Undefined behavior really does mean that the program does not have valid semantics. There is no proper interpretation of how the program is to behave if signed overflow happens. It's not simply that the interpretation of the program is beyond the language and left to the hardware or the operating system, it's that the program's behavior is undefined.
Google also makes claims[1] corroborating this ratio in their own work. It's an endless ammo supply for the memory safety argument. (The linked story doesn't argue otherwise, despite the headline.)
That is correct. Measurements including all vulnerabilities have memory safety ones somewhere in the ballpark of 15%. A pretty extreme minority overall.
This doesn’t gel with the hive mind though, so you probably won’t see it pop up terribly often.
Then you get headlines like this: "Microsoft: 70 percent of all security bugs are memory safety issues", which is flat out wrong and contradicts itself the first line of the article.
The HN post that we are commenting on even says "To me, the fact 70% of security vulnerabilities arise from a lack of memory safety is not the reason that memory safety is important." which is also false and certainly needs clarification.

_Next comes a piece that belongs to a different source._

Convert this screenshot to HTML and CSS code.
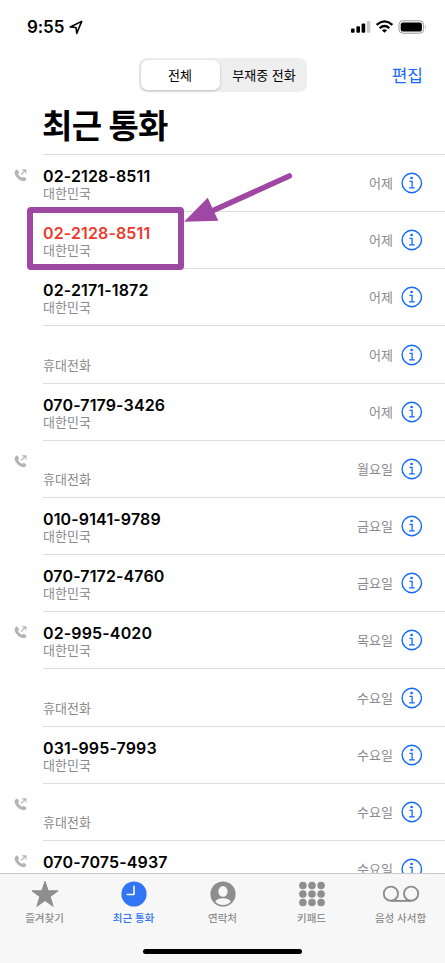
FILE: index.html
```html
<!DOCTYPE html>
<html lang="ko">
<head>
    <meta charset="UTF-8">
    <meta name="viewport" content="width=device-width, initial-scale=1.0">
    <title>최근 통화</title>
    <link rel="stylesheet" href="styles.css">
</head>
<body>

    <!-- Shared icons -->
    <svg class="defs" width="0" height="0">
        <symbol id="info" viewBox="0 0 22 22">
            <circle cx="10.8" cy="11" r="9.7" fill="none" stroke="#146aff" stroke-width="1.4"/>
            <circle cx="10.6" cy="6" r="1.35" fill="#146aff"/>
            <path d="M8.4 9.4H11.1V15.7M8 15.8H13.7" fill="none" stroke="#146aff" stroke-width="1.3"/>
        </symbol>
        <symbol id="outgoing" viewBox="0 0 13 13">
            <path d="M2.1.9C2.7.4 3.3.5 3.7 1.1L4.8 2.8C5.2 3.4 5 3.9 4.5 4.3C4.1 4.6 4 4.9 4.3 5.4C5.1 6.8 6.2 7.9 7.5 8.6C8 8.9 8.3 8.8 8.6 8.4C9 7.9 9.5 7.7 10.1 8.1L11.8 9.3C12.4 9.7 12.5 10.3 12 10.9C11.1 12 9.9 12.4 8.4 12C4.8 11.1 1.4 7.5.6 4.2C.3 2.8.9 1.7 2.1.9Z" fill="#b4b4b6"/>
            <path d="M6.9 5.7L11.7 1M8.2.9H11.9V4.6" fill="none" stroke="#b4b4b6" stroke-width="1.1"/>
        </symbol>
    </svg>

    <div class="phone">
        <div class="status">
            <span class="time">9:55</span>
            <svg class="location" width="14" height="15" viewBox="0 0 14 15">
                <path d="M1.2 7L12.7 1.4L7.8 13.3L7 7.5Z" fill="none" stroke="#000" stroke-width="1.6" stroke-linejoin="round"/>
            </svg>
            <svg class="signals" width="78" height="16" viewBox="0 0 78 16">
                <rect x="1" y="9.5" width="3.6" height="4.2" rx="1"/>
                <rect x="6.4" y="7.3" width="3.6" height="6.4" rx="1"/>
                <rect x="11.6" y="4.6" width="3.6" height="9.1" rx="1"/>
                <rect x="16.8" y="2" width="3.6" height="11.7" rx="1" fill="#c8c8c8"/>
                <path d="M26.6 5.8Q34.5 -1 42.4 5.8M29.7 9.1Q34.5 4.8 39.3 9.1" fill="none" stroke="#000" stroke-width="2.3"/>
                <path d="M34.5 13.7L31.9 11.2Q34.5 9.1 37.1 11.2Z"/>
                <rect x="49" y="1.8" width="24.6" height="12.4" rx="3.8" fill="none" stroke="#999" stroke-width="1"/>
                <rect x="50.7" y="3.4" width="21.2" height="9.2" rx="2.2"/>
                <path d="M75 6Q76.8 8 75 10Z" fill="#999"/>
            </svg>
        </div>

        <div class="toolbar">
            <div class="segment">
                <span class="option selected">전체</span>
                <span class="option">부재중 전화</span>
            </div>
            <span class="edit">편집</span>
        </div>

        <h1>최근 통화</h1>

        <div class="calls">
            <div class="call">
                <svg class="out"><use href="#outgoing"/></svg>
                <div class="line"><div class="who"><b>02-2128-8511</b><span>대한민국</span></div><span class="day">어제</span><svg class="info"><use href="#info"/></svg></div>
            </div>
            <div class="call missed">
                <div class="line"><div class="who"><b>02-2128-8511</b><span>대한민국</span></div><span class="day">어제</span><svg class="info"><use href="#info"/></svg></div>
                <!-- Highlight around the missed call -->
                <svg class="marker" width="268" height="100" viewBox="0 0 268 100">
                    <rect x="4" y="39" width="151" height="57" rx="1" fill="none" stroke="#9f48a3" stroke-width="6" stroke-linejoin="round"/>
                    <path d="M186 40L263.3 5" stroke="#9f48a3" stroke-width="5.6" stroke-linecap="round"/>
                    <path d="M158 50.8L181.7 26.7L192.3 49.8Z" fill="#9f48a3"/>
                </svg>
            </div>
            <div class="call">
                <div class="line"><div class="who"><b>02-2171-1872</b><span>대한민국</span></div><span class="day">어제</span><svg class="info"><use href="#info"/></svg></div>
            </div>
            <div class="call tall">
                <div class="line"><div class="who"><b></b><span>휴대전화</span></div><span class="day">어제</span><svg class="info"><use href="#info"/></svg></div>
            </div>
            <div class="call">
                <div class="line"><div class="who"><b>070-7179-3426</b><span>대한민국</span></div><span class="day">어제</span><svg class="info"><use href="#info"/></svg></div>
            </div>
            <div class="call">
                <svg class="out"><use href="#outgoing"/></svg>
                <div class="line"><div class="who"><b></b><span>휴대전화</span></div><span class="day">월요일</span><svg class="info"><use href="#info"/></svg></div>
            </div>
            <div class="call">
                <div class="line"><div class="who"><b>010-9141-9789</b><span>대한민국</span></div><span class="day">금요일</span><svg class="info"><use href="#info"/></svg></div>
            </div>
            <div class="call">
                <div class="line"><div class="who"><b>070-7172-4760</b><span>대한민국</span></div><span class="day">금요일</span><svg class="info"><use href="#info"/></svg></div>
            </div>
            <div class="call">
                <svg class="out"><use href="#outgoing"/></svg>
                <div class="line"><div class="who"><b>02-995-4020</b><span>대한민국</span></div><span class="day">목요일</span><svg class="info"><use href="#info"/></svg></div>
            </div>
            <div class="call tall">
                <div class="line"><div class="who"><b></b><span>휴대전화</span></div><span class="day">수요일</span><svg class="info"><use href="#info"/></svg></div>
            </div>
            <div class="call">
                <div class="line"><div class="who"><b>031-995-7993</b><span>대한민국</span></div><span class="day">수요일</span><svg class="info"><use href="#info"/></svg></div>
            </div>
            <div class="call">
                <svg class="out"><use href="#outgoing"/></svg>
                <div class="line"><div class="who"><b></b><span>휴대전화</span></div><span class="day">수요일</span><svg class="info"><use href="#info"/></svg></div>
            </div>
            <div class="call">
                <svg class="out"><use href="#outgoing"/></svg>
                <div class="line"><div class="who"><b>070-7075-4937</b></div><span class="day">수요일</span><svg class="info"><use href="#info"/></svg></div>
            </div>
        </div>

        <div class="tabbar">
            <div class="tabs">
                <div class="tab">
                    <svg width="40" height="28" viewBox="0 0 40 28">
                        <path d="M20 1.3L23.2 10.8H33.1L25.2 16.7L28.1 26.3L20 20.6L11.9 26.3L14.8 16.7L6.9 10.8H16.8Z" fill="#8e8e8e" stroke="#8e8e8e" stroke-width="1" stroke-linejoin="round"/>
                    </svg>
                    <span>즐겨찾기</span>
                </div>
                <div class="tab active">
                    <svg width="40" height="28" viewBox="0 0 40 28">
                        <circle cx="20" cy="14" r="12.6" fill="#2f75f6"/>
                        <path d="M20 6.2V14.5H13.2" fill="none" stroke="#fff" stroke-width="1.6" stroke-linecap="round" stroke-linejoin="round"/>
                    </svg>
                    <span>최근 통화</span>
                </div>
                <div class="tab">
                    <svg width="40" height="28" viewBox="0 0 40 28">
                        <circle cx="20" cy="14" r="12.6" fill="#8e8e8e"/>
                        <ellipse cx="20" cy="11.4" rx="4.6" ry="5.3" fill="#f7f7f7"/>
                        <path d="M12.2 21.4C13.6 19.3 16.5 18.3 20 18.3S26.4 19.3 27.8 21.4C26 23.8 23.1 24.9 20 24.9S14 23.8 12.2 21.4Z" fill="#f7f7f7"/>
                    </svg>
                    <span>연락처</span>
                </div>
                <div class="tab">
                    <svg width="40" height="28" viewBox="0 0 40 28" fill="#8e8e8e">
                        <circle cx="10.9" cy="5.5" r="3.8"/><circle cx="20" cy="5.5" r="3.8"/><circle cx="29.1" cy="5.5" r="3.8"/>
                        <circle cx="10.9" cy="14" r="3.8"/><circle cx="20" cy="14" r="3.8"/><circle cx="29.1" cy="14" r="3.8"/>
                        <circle cx="10.9" cy="22.5" r="3.8"/><circle cx="20" cy="22.5" r="3.8"/><circle cx="29.1" cy="22.5" r="3.8"/>
                    </svg>
                    <span>키패드</span>
                </div>
                <div class="tab">
                    <svg width="40" height="28" viewBox="0 0 40 28" fill="none" stroke="#8e8e8e" stroke-width="1.9">
                        <circle cx="9.9" cy="13.7" r="7.1"/>
                        <circle cx="30.1" cy="13.7" r="7.1"/>
                        <path d="M9.9 20.9H30.1"/>
                    </svg>
                    <span>음성 사서함</span>
                </div>
            </div>
            <div class="home"></div>
        </div>
    </div>

</body>
</html>
```
FILE: styles.css
```css
body {
    margin: 0;
    background: #fff;
    color: #000;
    font-family: Inter, "Noto Sans CJK KR", sans-serif;
    overflow: hidden;
}

.defs {
    display: block;
}

.phone {
    display: flex;
    flex-direction: column;
    width: 445px;
    height: 963px;
    overflow: hidden;
}

/* Status bar */
.status {
    display: flex;
    align-items: center;
    height: 54px;
    padding: 0 17px 0 27px;
    box-sizing: border-box;
}

.time {
    font-size: 17px;
    font-weight: 600;
    letter-spacing: -0.1px;
}

.location {
    margin-left: 5px;
}

.signals {
    margin-left: auto;
}

/* Segmented control */
.toolbar {
    display: grid;
    grid-template-columns: 1fr 168px 1fr;
    align-items: center;
    height: 42px;
}

.segment {
    grid-column: 2;
    display: flex;
    height: 34px;
    padding: 2px;
    box-sizing: border-box;
    border-radius: 8px;
    background: #eee;
}

.option {
    flex: 1;
    padding-left: 4px;
    font-size: 13px;
    line-height: 30px;
    text-align: center;
    white-space: nowrap;
}

.selected {
    flex: 0 0 79px;
    padding-left: 0;
    border-radius: 7px;
    background: #fff;
    box-shadow: 0 1px 3px rgba(0, 0, 0, 0.2);
}

.edit {
    justify-self: end;
    margin: 0 22px 2px 0;
    color: #146aff;
    font-size: 17px;
}

h1 {
    height: 58px;
    margin: 0 0 0 42px;
    font-size: 33px;
    font-weight: 700;
    line-height: 60px;
    letter-spacing: -0.7px;
}

/* Call list */
.calls {
    flex: 1;
    min-height: 0;
    overflow: hidden;
}

.call {
    display: flex;
    position: relative;
    height: 57px;
    padding-left: 43px;
}

.tall {
    height: 58px;
}

.out {
    width: 13px;
    height: 13px;
    margin: 15px 16px 0 -29px;
}

.line {
    flex: 1;
    display: flex;
    align-items: center;
    padding-right: 22px;
    border-top: 1px solid #dcdcde;
}

.who {
    flex: 1;
    align-self: flex-start;
    padding-top: 12px;
}

.who b {
    display: block;
    height: 18px;
    font-size: 16px;
    font-weight: 600;
    letter-spacing: 0.13px;
    line-height: 19px;
}

.tall .who b {
    height: 19px;
}

.who span {
    display: block;
    color: #8a8a8d;
    font-size: 13px;
    line-height: 17px;
}

.missed b {
    color: #eb3a2c;
}

.day {
    margin: 0 8px 1px 0;
    color: #8a8a8d;
    font-size: 13px;
}

.info {
    width: 22px;
    height: 22px;
}

.marker {
    position: absolute;
    top: -40px;
    left: 26px;
    z-index: 1;
}

/* Bottom tabs */
.tabbar {
    height: 90px;
    box-sizing: border-box;
    border-top: 1px solid #c9c9cb;
    background: #f7f7f7;
}

.tabs {
    display: grid;
    grid-template-columns: repeat(5, 1fr);
    padding-top: 6px;
}

.tab {
    display: flex;
    flex-direction: column;
    align-items: center;
    color: #8e8e8e;
    font-size: 10.5px;
    font-weight: 500;
    line-height: 21px;
}

.active {
    color: #2f75f6;
}

.home {
    width: 159px;
    height: 5px;
    margin: 20px auto 0;
    border-radius: 3px;
    background: #000;
}
```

Perhaps the correct statement is something like "70% of security vulnerabilities in large projects written in C or C++ are memory safety issues", with the understanding that there are both a lot of software that are and aren't subject to that statistic.
Achieving memory safety is fine. But there are other kinds of remote code execution vulnerability. For example when the program blithely accepts some data from an untrusted source, then executes it. We should seek to mitigate all such attacks, not just the sexy one.
A big blue button called "Continue" will in fact download and run a LinkedIn app (I think). To actually "Continue" (i.e. carry on reading using Chrome on my Android device) you have to press the other less obvious button. How ridiculous is that? Dark patterns from ostensibly reliable actors is really annoying.
This is an excellent article that's about completely different issues that's much deeper and more interesting than that headline implies.